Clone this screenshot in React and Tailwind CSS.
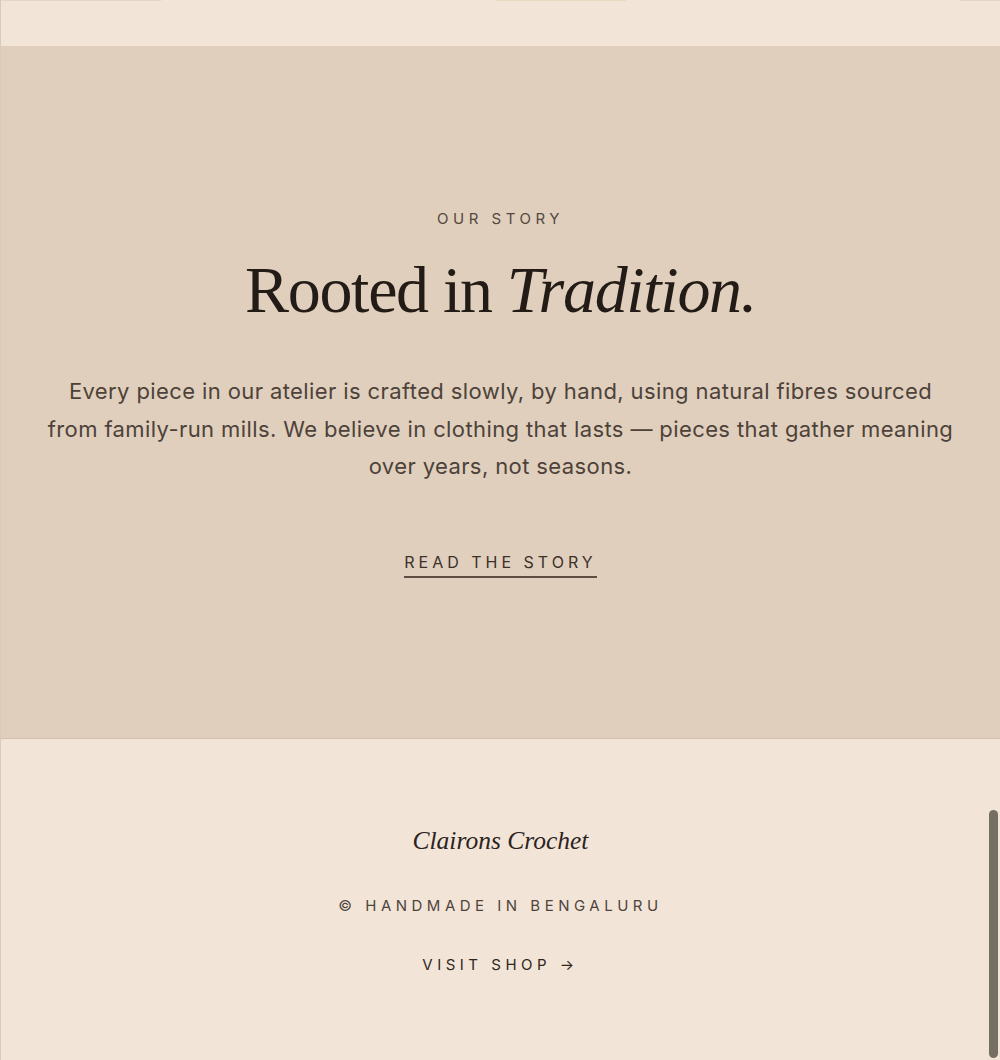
import React from 'react'

const serif = { fontFamily: '"Liberation Serif", "DejaVu Serif", serif' }
const sans = { fontFamily: 'Inter, "Liberation Sans", sans-serif' }

function StorySection() {
  return (
    <section className="bg-[#e0cfbc] border-b border-[#d3c1ad] h-[693px] flex flex-col items-center pt-[165px]">
      <p style={sans} className="text-[15px] tracking-[0.3em] text-[#554840] leading-none">
        OUR STORY
      </p>
      <h2 style={serif} className="mt-[31px] text-[66px] leading-none tracking-[-0.02em] text-[#231b16]">
        Rooted in <em>Tradition.</em>
      </h2>
      <p
        style={sans}
        className="mt-[50px] max-w-[916px] text-center text-[22px] tracking-[0.018em] leading-[37.5px] text-[#4d423a]"
      >
        Every piece in our atelier is crafted slowly, by hand, using natural fibres sourced from family-run mills. We
        believe in clothing that lasts — pieces that gather meaning over years, not seasons.
      </p>
      <a
        href="#story"
        style={sans}
        className="mt-[68px] text-[16px] tracking-[0.25em] text-[#3b302a] pb-[6px] border-b-2 border-[#5e4e42] leading-none"
      >
        READ THE STORY
      </a>
    </section>
  )
}

function Footer() {
  return (
    <footer className="bg-[#f2e5d8] h-[321px] flex flex-col items-center pt-[89px]">
      <p style={serif} className="italic text-[25.5px] leading-none text-[#2c231e]">
        Clairons Crochet
      </p>
      <p style={sans} className="mt-[44px] text-[15px] tracking-[0.3em] text-[#4f443c] leading-none">
        © HANDMADE IN BENGALURU
      </p>
      <a href="#shop" style={sans} className="mt-[44px] text-[15px] tracking-[0.3em] text-[#2f2621] leading-none">
        VISIT SHOP →
      </a>
    </footer>
  )
}

export default function App() {
  return (
    <div className="relative min-h-[1060px] bg-[#f2e5d8] border-l border-[#d8cbbd]">
      {/* tail of the header band */}
      <div className="h-[46px] bg-[#f2e5d8] flex justify-between items-start">
        <span className="w-[160px] h-px bg-[#e4d6c6]" />
        <span className="w-[130px] h-px bg-[#e8dcc0]" />
        <span className="w-[40px] h-px bg-[#e4d6c6]" />
      </div>
      <StorySection />
      <Footer />
      {/* overlay scrollbar thumb */}
      <div className="absolute right-[2px] top-[810px] w-[9px] h-[248px] rounded-full bg-[#756e63]" />
    </div>
  )
}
***
## What to produce
Exclude the images and reproduce the remaining data exactly.

## Task output
Clone this screenshot in React and Tailwind CSS.
import React from 'react'

const serif = { fontFamily: '"Liberation Serif", "DejaVu Serif", serif' }
const sans = { fontFamily: 'Inter, "Liberation Sans", sans-serif' }

function StorySection() {
  return (
    <section className="bg-[#e0cfbc] border-b border-[#d3c1ad] h-[693px] flex flex-col items-center pt-[165px]">
      <p style={sans} className="text-[15px] tracking-[0.3em] text-[#554840] leading-none">
        OUR STORY
      </p>
      <h2 style={serif} className="mt-[31px] text-[66px] leading-none tracking-[-0.02em] text-[#231b16]">
        Rooted in <em>Tradition.</em>
      </h2>
      <p
        style={sans}
        className="mt-[50px] max-w-[916px] text-center text-[22px] tracking-[0.018em] leading-[37.5px] text-[#4d423a]"
      >
        Every piece in our atelier is crafted slowly, by hand, using natural fibres sourced from family-run mills. We
        believe in clothing that lasts — pieces that gather meaning over years, not seasons.
      </p>
      <a
        href="#story"
        style={sans}
        className="mt-[68px] text-[16px] tracking-[0.25em] text-[#3b302a] pb-[6px] border-b-2 border-[#5e4e42] leading-none"
      >
        READ THE STORY
      </a>
    </section>
  )
}

function Footer() {
  return (
    <footer className="bg-[#f2e5d8] h-[321px] flex flex-col items-center pt-[89px]">
      <p style={serif} className="italic text-[25.5px] leading-none text-[#2c231e]">
        Clairons Crochet
      </p>
      <p style={sans} className="mt-[44px] text-[15px] tracking-[0.3em] text-[#4f443c] leading-none">
        © HANDMADE IN BENGALURU
      </p>
      <a href="#shop" style={sans} className="mt-[44px] text-[15px] tracking-[0.3em] text-[#2f2621] leading-none">
        VISIT SHOP →
      </a>
    </footer>
  )
}

export default function App() {
  return (
    <div className="relative min-h-[1060px] bg-[#f2e5d8] border-l border-[#d8cbbd]">
      {/* tail of the header band */}
      <div className="h-[46px] bg-[#f2e5d8] flex justify-between items-start">
        <span className="w-[160px] h-px bg-[#e4d6c6]" />
        <span className="w-[130px] h-px bg-[#e8dcc0]" />
        <span className="w-[40px] h-px bg-[#e4d6c6]" />
      </div>
      <StorySection />
      <Footer />
      {/* overlay scrollbar thumb */}
      <div className="absolute right-[2px] top-[810px] w-[9px] h-[248px] rounded-full bg-[#756e63]" />
    </div>
  )
}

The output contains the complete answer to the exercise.